Nach der Lektüre von Jana Grauls Dissertationsschrift gewinnt man den Eindruck, die gesamte Renaissance entfalte sich anhand eines einzigen Gefühls: Neid. Stets auf phänomenologischer Ebene wartet Graul mit einer enormen Bandbreite von Fallstudien auf, die sich über den beeindruckenden Zeitraum vom späten Duecento bis in das Ende des 17. Jahrhunderts erstrecken. Um diesen räumlich sinnvoll einzugrenzen, legt Graul ihren Schwerpunkt auf das humanistische Umfeld der Toskana und Florenz. Fall für Fall gräbt sich Graul unnachgiebig durch die vielfältigen Neiddiskurse, analysiert dessen bildliche Darstellungen und spannt ein Netz aus antiken Quellen, mittelalterlicher Scholastik und humanistischer Zeugnisse. Graul meistert die komplexen Zeitsprünge, indem sie bereits zu Beginn die Prüfsteine der Neid-Ikonografie setzt, auf deren vertraute Elemente sie im Ritt durch die Jahrhunderte stets zurückkommt: Graul beginnt bei Giottos Invidia, führt über Mantegnas „Kampf neidischer Urkünstler“ zurück zu Giovanni Pisanos Inschrift auf der Kanzel des Pisaner Domes hin zu Leonardos Virtù-Invidia-Zwitterwesen. Eine Zäsur setzt sie bei „Michelangelos Sieg über den Neid“ (223), dessen lauten Widerhall sie in Zuccharis Neidallegorie und Berninis Veritas nachhorcht. Graul zweiteilt demnach ihre Untersuchung in eine Neiddebatte im Florentiner Raum vor und nach den einschneidenden Veränderungen durch die Doppelspitze Michelangelos und Vasaris, die in Kunstwerk und Literatur den Neid final bezwingen. Die Auswahl des Korpus bildet dabei keinen „Höhenkamm“, sondern dient, ob stark oder schwach beforscht, dem gesetzten Ziel, das kulturhistorische Phänomen der Invidia nachzuzeichnen.
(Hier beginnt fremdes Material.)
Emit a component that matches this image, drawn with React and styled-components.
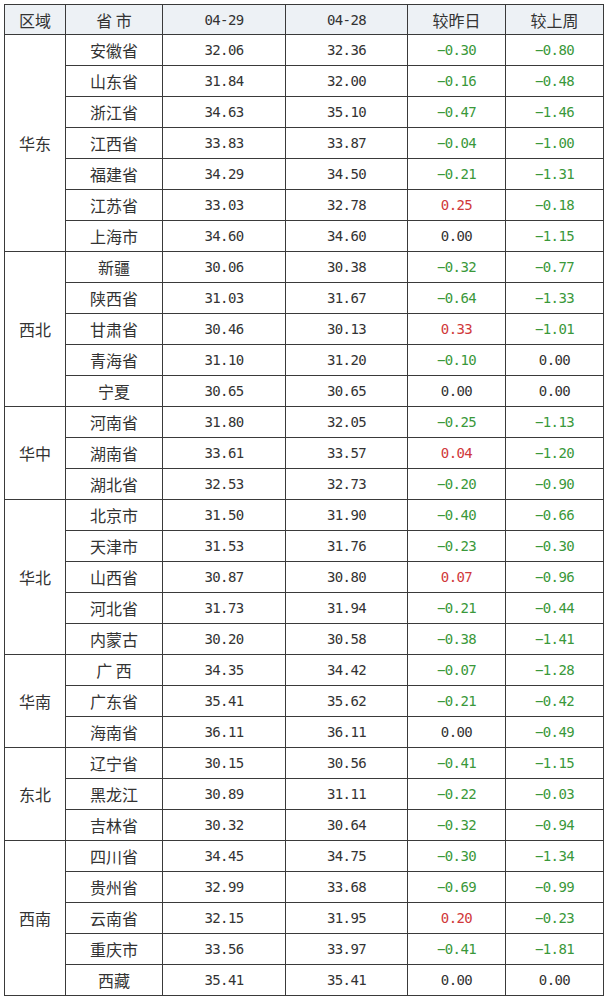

Graul wirft mit den besprochenen Werken dennoch ein neues Licht auf die großen Meister und beweist ihre kunsthistorische Expertise an Malerei, Grafik, Fresken sowie Skulpturen. Die sieben Hauptkapitel werden kleinteilig untergliedert, machen das Werk übersichtlich und laden ein, es auch in den sich selbst tragenden Fallstudien zu lesen. Hierbei hilft insbesondere der umfangreiche, dreiteilige Index. Erst die sukzessive Lektüre macht aber das solide Fundament der Studie sichtbar, da Graul ihre untersuchten Werke stets auf ihre Vorgänger rückbezieht.
Ungezwungen skizziert Graul nicht gleich zu Beginn ihre Methode, den Aufbau und die Komplexität ihres Themas, sondern macht ihre Arbeitsweise einleitend praktisch nachvollziehbar. Erst gegen Ende des ersten Kapitels erläutert Graul den methodischen Wert des Neidbegriffs, der die antagonistische Logik frühneuzeitlichen Kunstschaffens auf den Punkt bringt. Graul beobachtet scharf, dass Invidia bloß eine Rolle hinter dem Vorhang zukommt und nie derart explizit, wie „Aemulatio“ oder „Paragone“ auf die literarische Bühne tritt. Insofern bietet der Neid eine Fläche, um die tatsächlichen Triebfedern – menschliche Gefühle – des künstlerischen Wettstreits erstmalig zu Tage zu fördern. Bei aller „Konjunktur der Emotionen“ (44) schränkt Graul wohlbedacht ein, inwiefern aus heutiger Sicht Gefühle in der frühen Neuzeit, als „dieselben“ rekonstruiert werden können.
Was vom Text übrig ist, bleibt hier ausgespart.